Un deuxième exemple se trouve dans la critique libérale du maccarthysme comme une forme du populisme traditionnel aux États-Unis. Lasch note que « les libéraux ignoraient à quelques exceptions près les tensions internationales qu’exploitait McCarthy. La majorité d’entre eux refusait d’admettre que la politique de confinement de Truman et son domestic loyalty program avaient contribué à générer l’hystérie anticommuniste qui se retournait désormais contre Truman lui-même et ses principaux conseillers. » (p.413) Sur ces deux exemples comme sur beaucoup d’autres on voit bien que c’est de nous qu’il s’agit – et pas seulement des Américains des années 50. L’identification du populisme et du fascisme est aussi un des classiques de la littérature américaine de ces années-là, tout l’analyse du populisme comme « autoritarisme de la classe ouvrière » (p.416). Lasch rappelle que, sur la base de ces analyses, les libéraux qui s’inquiétaient jadis du déclin de la participation populaire à la vie politique en viennent « désormais à se demander s’il ne fallait pas se féliciter de “l’apathie” dans la mesure où elle réduisait le danger que des personnes “accablées par leur statut”, cherchant désespérément, telle qu’Adorno les dépeignait, une “reconnaissance sociale”, trouvent des exutoires politique à leur “rage sociale refoulée”. » (p.417) Sur toutes ces questions, Lasch montre en détail le mépris colossal des sociologues, psychologues et tutti quanti à l’égard des ouvriers et « l’étroitesse d’esprit éduquée » des élites : en cela aussi, nous sommes directement
Le dernier chapitre est consacré au « populisme droitier » et à la « révolte contre le libéralisme », c'est-à-dire à la montée des conservateurs derrière Reagan et à la réaction contre les idées libérales – notamment en matière de déségrégation sociale et raciale. Contre les interprétations habituelles qui mettent en cause une classe ouvrière embourgeoisée réagissant aux questions raciales, Lasch montre que « une bonne partie du mécontentement de leur mécontentement [celui de la classe ouvrière et des fractions les plus modestes de la classe moyenne] à l’encontre du libéralisme est étrangère aux problèmes raciaux. Ce mécontentement constitue en partie une réaction au type de paternalisme irréfléchi qui incite les libéraux à se considérer comme des “bienfaiteurs” auprès des populations paupérisées. » (p.432) Une analyse que les belles âmes de la gauche française auraient dû lire, avant de vanter leur célèbre « bilan » tout en courant derrière les obsessions sécuritaires et anti-immigrés.
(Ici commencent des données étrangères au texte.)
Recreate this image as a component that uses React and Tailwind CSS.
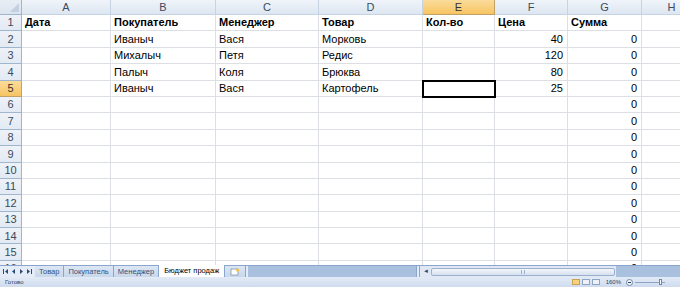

La lecture de Le seul et vrai Paradis n’apporte pas de réponse décisive et tranchée aux questions qui se posent aujourd’hui à tous ceux que l’organisation sociale existante ne satisfait et qui se résignent mal à ce que l’augmentation de la production matérielle et de la consommation soit le seul horizon qu’on puisse encore laisser ouvert pour l’humanité. Dans le désordre, voici quelques unes de ces questions :
- Quelle est la question centrale ? Pauvreté et exclusion ou domination et exploitation ? Évidemment, pauvreté et « exclusion » (le terme est extraordinairement connoté idéologiquement, mais laissons cela de côté) sont des problèmes graves. Cependant, si on admet qu’ils sont des conséquences d’une organisation sociale porteuse en elle-même, même dans l’abondance relative garantie à certaines couches du salariat, de domination, de liquidation du sens de la liberté publique, alors les « solutions » à apporter sont fondamentalement différentes.
- Doit-on accepter comme nécessaire historiquement le mouvement qui dissout les communautés traditionnelles, en premier lieu les communautés politiques, au nom d’un universalisme aussi abstrait que l’individualisme dont il est le pendant ? Cette question est reliée à la précédente. N’est-ce pas la constitution de vastes ensembles centralisés qui ôte toute effectivité à la démocratie ? L’autonomie est-elle possible à une échelle supérieure aux niveaux locaux ou au niveau des petites nations ?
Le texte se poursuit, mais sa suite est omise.